Overwriting ../data_preparation/v2.py


In [55]:
%%writefile '../model_configuration/v3.py'

device = torch.device("cuda:0" if torch.cuda.is_available() else "cpu")

# learning rate
lr = 1e-3

torch.manual_seed(42)

# model
model = nn.Sequential(nn.Linear(1, 1)).to(device)

# optimizer
optimizer = torch.optim.SGD(model.parameters(), lr=lr)

# loss function
loss_fn = nn.MSELoss(reduction='mean')

# train step
train_step = make_train_step(
    model=model,
    loss_fn=loss_fn,
    optimizer=optimizer
)

# val step
val_step = make_val_step(
    model=model,
    loss_fn=loss_fn
)


# Create SummaryWriter to interface with TensorBoard
writer = SummaryWriter('../runs/simple_linear_regression')

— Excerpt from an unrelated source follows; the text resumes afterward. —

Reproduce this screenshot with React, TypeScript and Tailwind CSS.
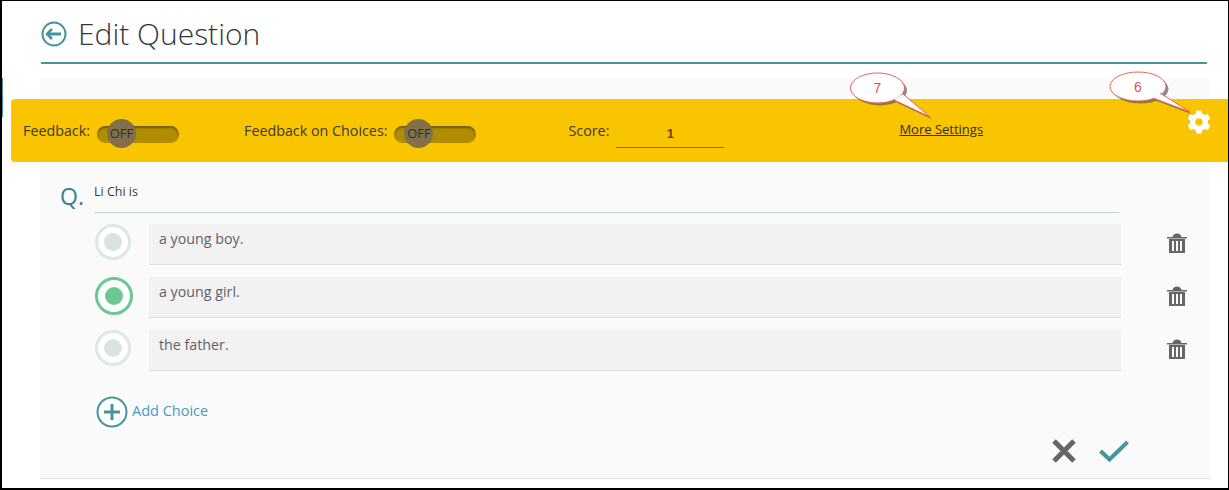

# Fetches a sungle mini-batch of data so we can add graph
x, y = next(iter(train_loader))
writer.add_graph(model, x.to(device))

Overwriting ../model_configuration/v3.py


In [56]:
%%writefile '../model_training/v5.py'

# defines number of epochs
n_epochs = 200

losses = []
val_losses = []

for epoch in range(n_epochs):
    # Training 
    loss = mini_batch(device, train_loader, train_step)
    losses.append(loss)

    # VALIDATION - no gradient tracking needed
    with torch.no_grad():
        val_loss = mini_batch(device, val_loader, val_step)
        val_losses.append(val_loss)

    # Records both losses for each epoch under tag 'loss'
    writer.add_scalars(
                        main_tag='loss', 
                        tag_scalar_dict = {'train': loss, 'val': val_loss}, 
                        global_step=epoch)

# close writer
writer.close()

Overwriting ../model_training/v5.py


In [57]:
%run -i '../data_preparation/v2.py'
%run -i '../model_configuration/v3.py'
%run -i '../model_training/v5.py'

In [58]:
model.state_dict()

OrderedDict([('0.weight', tensor([[0.9330]], device='cuda:0')),
             ('0.bias', tensor([1.0949], device='cuda:0'))])

## SUMMARY

- writing a higher-order function that builds functions to perform training steps.
- understanding PyTorch's Dataset and DataLoader classes, implementing a custom dataset, and using a DataLoader with a custom dataset.
- using PyTorch's DataLoader class to generate mini-batches for training a neural network.
- writing higher-order function that builds functions to perform validation steps.
- realizeing the importance of including model.eval() and model.train() in the appropriate places when training and validating a model.
- remember the purpose of no_grad() and using it to prevent any kind of gradient computation during validation.
- using SummaryWriter to interface with TensorBaord for logging.
- adding a graph representation of the model to TensorBoard.
- using TensorBoard to plot the loss curves for training and validation.
- saving/checkpointing a model during training, resuming training from a checkpoint, and loading a model for inference or deployment.
- realizeing the importance of setting the mode of the model: train() or eval() for checkpointing or deploying for prediction.